Next, the voice interaction unit 1 determines and outputs the text expressed by a series of words with the calculated voice recognition score fulfilling a predefined condition as a recognized text. The predefined condition is set to be, for example, a text having the highest voice recognition score; texts having the voice recognition scores down to a predefined rank from the top; or texts having the voice recognition scores of not less than a predefined value.
Next, the voice interaction unit 1 performs parsing process to comprehend the meaning of the speech from the recognized texts in STEP 3. Specifically, the voice interaction unit 1 uses the parser model 17 to determine the categorized text from the recognized texts.
More specifically, the voice interaction unit 1 firstly uses the entire data of the parser model 17 to calculate, for each word included in the recognized text, the likelihood of a respective domain for one word. Then the voice interaction unit 1 determines the respective domain for one word according to the likelihood. In the following, the voice interaction unit 1 uses partial data categorized into the determined domain type from the entire data of the parser model 17 to calculate the likelihood of a respective class set (categorized text) for one word. And then, the voice interaction unit 1 determines the categorized text for one word based on the word score.
Similarly, the voice interaction unit 1 calculates, for a respective two-word sequence included in the recognized text, the likelihood of a respective domain for the series of two words and determines the respective domain for the two-word sequence based on the likelihood. Then, the voice interaction unit 1 calculates the likelihood (two-word score) for a respective class set (categorized text) for two-word and determines the categorized text based on the two-word score. And similarly, the voice interaction unit 1 calculates, for a respective three-word sequence included in the recognized text, the likelihood of a respective domain for the three-word sequence and determines the respective domain for the three-word sequence based on the likelihood. Then, the voice interaction unit 1 calculates the likelihood (three-word score) for a respective class set (categorized text) and determines the categorized text based on the three-word score.
Next, the voice interaction unit 1 calculates the likelihood (parsing score) of a respective class set for the entire recognized texts, based on the respective class set determined for one word, two-word sequence, and three-word sequence, and the word score (one-word score, two-word score, three-word score) of the respective class set. The voice interaction unit 1 then determines the class set (categorized text) for the entire recognized texts, based on the parsing score.
Herein, the process of determining a categorized text using the parser model 17 will be described with reference to the example illustrated in FIG. 5. In the example in FIG. 5, the recognized text is “AC on floor to defrost”.

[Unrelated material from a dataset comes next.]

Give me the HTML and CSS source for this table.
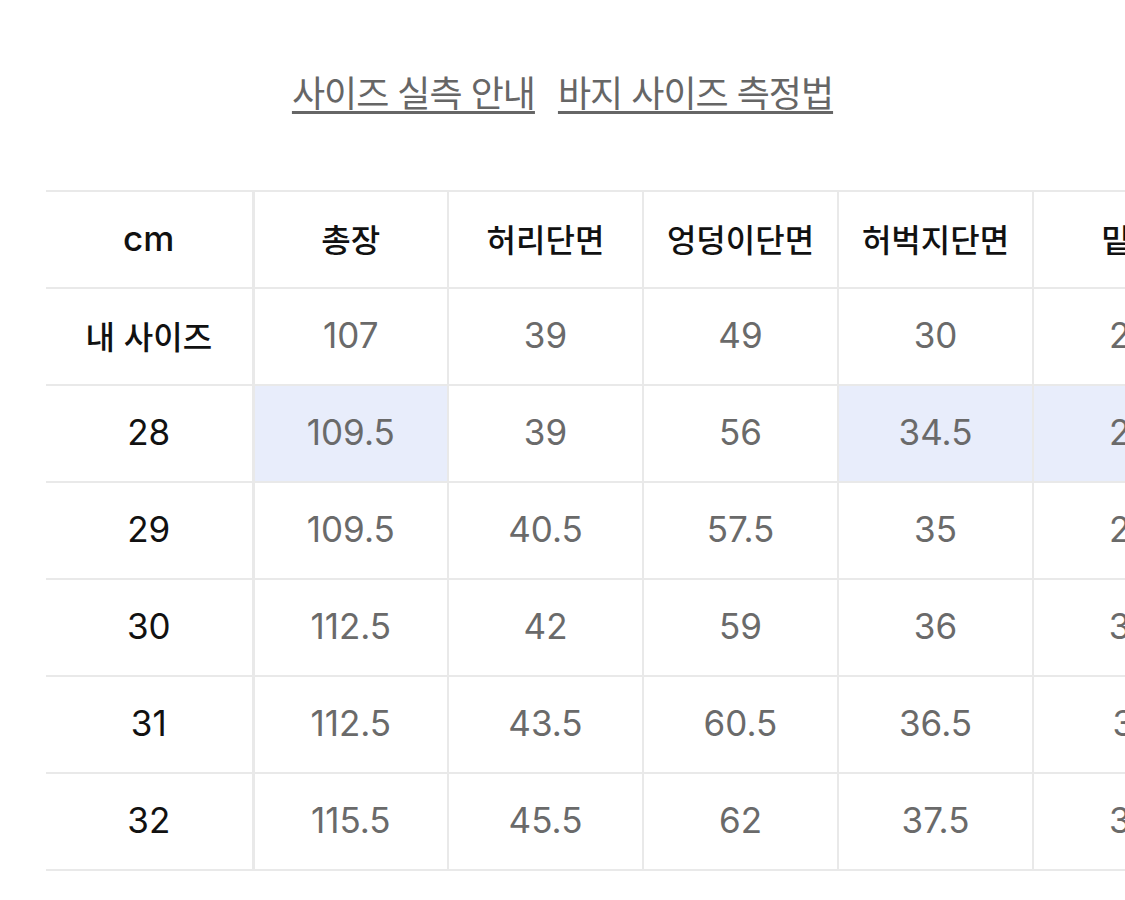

At this time, for each of the words “AC”, “on”, . . . , “defrost”, the entire parser model 17 is used to calculate in the uni-gram the likelihood of a respective domain for one word. Then, the domain for the one word is determined based on the likelihood. For example, the domain at the top place (having the highest likelihood) is determined as {Climate} for “AC”, {Ambiguous} for “on”, and {Climate} for “defrost”.

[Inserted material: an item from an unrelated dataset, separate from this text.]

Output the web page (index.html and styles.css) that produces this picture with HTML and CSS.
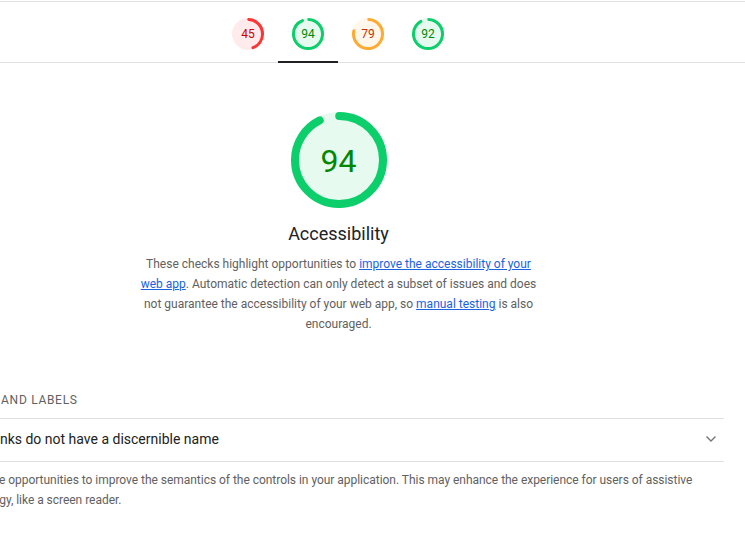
FILE: index.html
```html
<!DOCTYPE html>
<html lang="en">
<head>
<meta charset="utf-8">
<title>Lighthouse Report</title>
<link rel="stylesheet" href="styles.css">
</head>
<body>
<div class="report">
  <nav class="sticky-header">
    <div class="tab">
      <div class="mini-gauge fail">
        <svg viewBox="0 0 32 32" width="32" height="32">
          <circle class="base" cx="16" cy="16" r="14.5" stroke-width="3"/>
          <circle class="arc" cx="16" cy="16" r="14.5" stroke-width="3" stroke-dasharray="39.5 91.106" transform="rotate(-87.04 16 16)"/>
        </svg>
        <span class="mini-num">45</span>
      </div>
    </div>
    <div class="tab active">
      <div class="mini-gauge pass">
        <svg viewBox="0 0 32 32" width="32" height="32">
          <circle class="base" cx="16" cy="16" r="14.5" stroke-width="3"/>
          <circle class="arc" cx="16" cy="16" r="14.5" stroke-width="3" stroke-dasharray="84.14 91.106" transform="rotate(-87.04 16 16)"/>
        </svg>
        <span class="mini-num">94</span>
      </div>
    </div>
    <div class="tab">
      <div class="mini-gauge average">
        <svg viewBox="0 0 32 32" width="32" height="32">
          <circle class="base" cx="16" cy="16" r="14.5" stroke-width="3"/>
          <circle class="arc" cx="16" cy="16" r="14.5" stroke-width="3" stroke-dasharray="70.47 91.106" transform="rotate(-87.04 16 16)"/>
        </svg>
        <span class="mini-num">79</span>
      </div>
    </div>
    <div class="tab">
      <div class="mini-gauge pass">
        <svg viewBox="0 0 32 32" width="32" height="32">
          <circle class="base" cx="16" cy="16" r="14.5" stroke-width="3"/>
          <circle class="arc" cx="16" cy="16" r="14.5" stroke-width="3" stroke-dasharray="82.32 91.106" transform="rotate(-87.04 16 16)"/>
        </svg>
        <span class="mini-num">92</span>
      </div>
    </div>
  </nav>

  <section class="category">
    <div class="category-header">
      <div class="big-gauge pass">
        <svg viewBox="0 0 96 96" width="96" height="96">
          <circle class="base" cx="48" cy="48" r="44" stroke-width="8"/>
          <circle class="arc" cx="48" cy="48" r="44" stroke-width="8" stroke-dasharray="255.87 276.46" transform="rotate(-89.74 48 48)"/>
        </svg>
        <span class="big-num">94</span>
      </div>
      <div class="gauge-label">Accessibility</div>
      <p class="category-desc">These checks highlight opportunities to <a href="#">improve the accessibility of your web app</a>. Automatic detection can only detect a subset of issues and does not guarantee the accessibility of your web app, so <a href="#">manual testing</a> is also encouraged.</p>
    </div>

    <div class="audit-group">
      <div class="group-title">Names and labels</div>
      <div class="audit">
        <span class="fail-icon">
          <svg viewBox="0 0 12 12" width="12" height="12"><polygon points="6,1 11.5,11 0.5,11" fill="#ff3333"/></svg>
        </span>
        <span class="audit-title">Links do not have a discernible name</span>
        <svg class="chevron" viewBox="0 0 12 8" width="12" height="8"><polyline points="1.5,1.5 6,6 10.5,1.5" fill="none" stroke="#757575" stroke-width="1.4"/></svg>
      </div>
      <p class="group-desc">These are opportunities to improve the semantics of the controls in your application. This may enhance the experience for users of assistive technology, like a screen reader.</p>
    </div>
  </section>
</div>
</body>
</html>
```

FILE: styles.css
```css
* { box-sizing: border-box; }

html, body {
  margin: 0;
  padding: 0;
  background: #ffffff;
  overflow: hidden;
}

body {
  font-family: Roboto, "Liberation Sans", Arial, sans-serif;
  color: #212121;
}

.report {
  width: 860px;
  margin-left: -92px;
  padding-top: 1px;
}

.sticky-header {
  display: flex;
  justify-content: center;
  height: 62px;
  border-top: 1px solid #e0e0e0;
  border-bottom: 1px solid #e0e0e0;
}

.tab {
  width: 60px;
  height: 61px;
  margin-bottom: -1px;
  padding-top: 4px;
  display: flex;
  align-items: center;
  justify-content: center;
  border-bottom: 2px solid transparent;
}

.tab.active {
  border-bottom-color: #202124;
}

.mini-gauge,
.big-gauge {
  display: grid;
  place-items: center;
}

.mini-gauge > *,
.big-gauge > * {
  grid-area: 1 / 1;
}

.mini-gauge svg,
.big-gauge svg {
  display: block;
}

.arc {
  fill: none;
  stroke-linecap: round;
}

.fail .base { fill: #ffebeb; stroke: #ffebeb; }
.fail .arc { stroke: #ff3333; }
.fail { color: #cc0000; }

.average .base { fill: #fff7eb; stroke: #fff7eb; }
.average .arc { stroke: #ffaa33; }
.average { color: #c33300; }

.pass .base { fill: #e7faf0; stroke: #e7faf0; }
.pass .arc { stroke: #0cce6b; }
.pass { color: #008800; }

.mini-num {
  font-size: 12px;
  line-height: 14px;
  padding-top: 1px;
}

.category {
  padding: 0 44px 0 45px;
}

.category-header {
  display: flex;
  flex-direction: column;
  align-items: center;
  padding-top: 49px;
}

.big-num {
  font-size: 32px;
  line-height: 36px;
  padding-top: 1px;
}

.gauge-label {
  margin-top: 14px;
  font-size: 18px;
  line-height: 24px;
  color: #202124;
}

.category-desc {
  margin: 8px 0 0;
  max-width: 400px;
  text-align: center;
  font-size: 12px;
  line-height: 20px;
  color: #616161;
}

.category-desc a {
  color: #1b62e0;
  text-decoration: underline;
}

.audit-group {
  margin-top: 56px;
}

.group-title {
  font-size: 12px;
  line-height: 20px;
  letter-spacing: 0.7px;
  text-transform: uppercase;
  color: #616161;
  padding-bottom: 8px;
  border-bottom: 1px solid #e0e0e0;
}

.audit {
  display: flex;
  align-items: center;
  padding: 10px 0 12px;
  border-bottom: 1px solid #e0e0e0;
}

.fail-icon {
  display: flex;
  margin: 0 12px 0 12px;
}

.audit-title {
  flex: 1;
  font-size: 14px;
  line-height: 20px;
  color: #212121;
}

.chevron {
  display: block;
  margin-right: 7px;
}

.group-desc {
  margin: 8px 0 0;
  font-size: 12px;
  line-height: 20px;
  letter-spacing: -0.03px;
  color: #616161;
}
```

Further, for “AC”, “on”, . . . , “defrost”, using the partial data in the parser model 17 categorized into the respective determined domain types, the likelihood of a respective class set for one word is calculated in the uni-gram. Then, the class set for the one word is determined based on the likelihood. For example, for “AC”, the class set at the top place (having the highest likelihood) is determined as {Climate_ACOnOff_On}, and the likelihood (word score) i1 for this class set is obtained. Similarly, the class sets are determined for “on”, . . . , “defrost”, and the likelihoods (word scores) i2-i5 for the respective class sets are obtained.
Similarly, for each of “AC on”, “on floor”, . . . , “to defrost”, the likelihood of a respective domain for a two-word sequence is calculated in the bi-gram, and the domain for the two-word sequence is determined based on the likelihood. Then, the class sets for the respective two-word sequences and their likelihoods (two-word scores) j1-j4 are determined. Further, similarly, the likelihood of a respective domain for a three-word sequence is calculated in the tri-gram, for each of “AC on floor”, “on floor to”, and “floor to defrost”, and the domain for the three-word sequence is determined based on the likelihood. Then, the class sets for the respective three-word sequences and the likelihoods (three-word scores) thereof k1-k3 are determined.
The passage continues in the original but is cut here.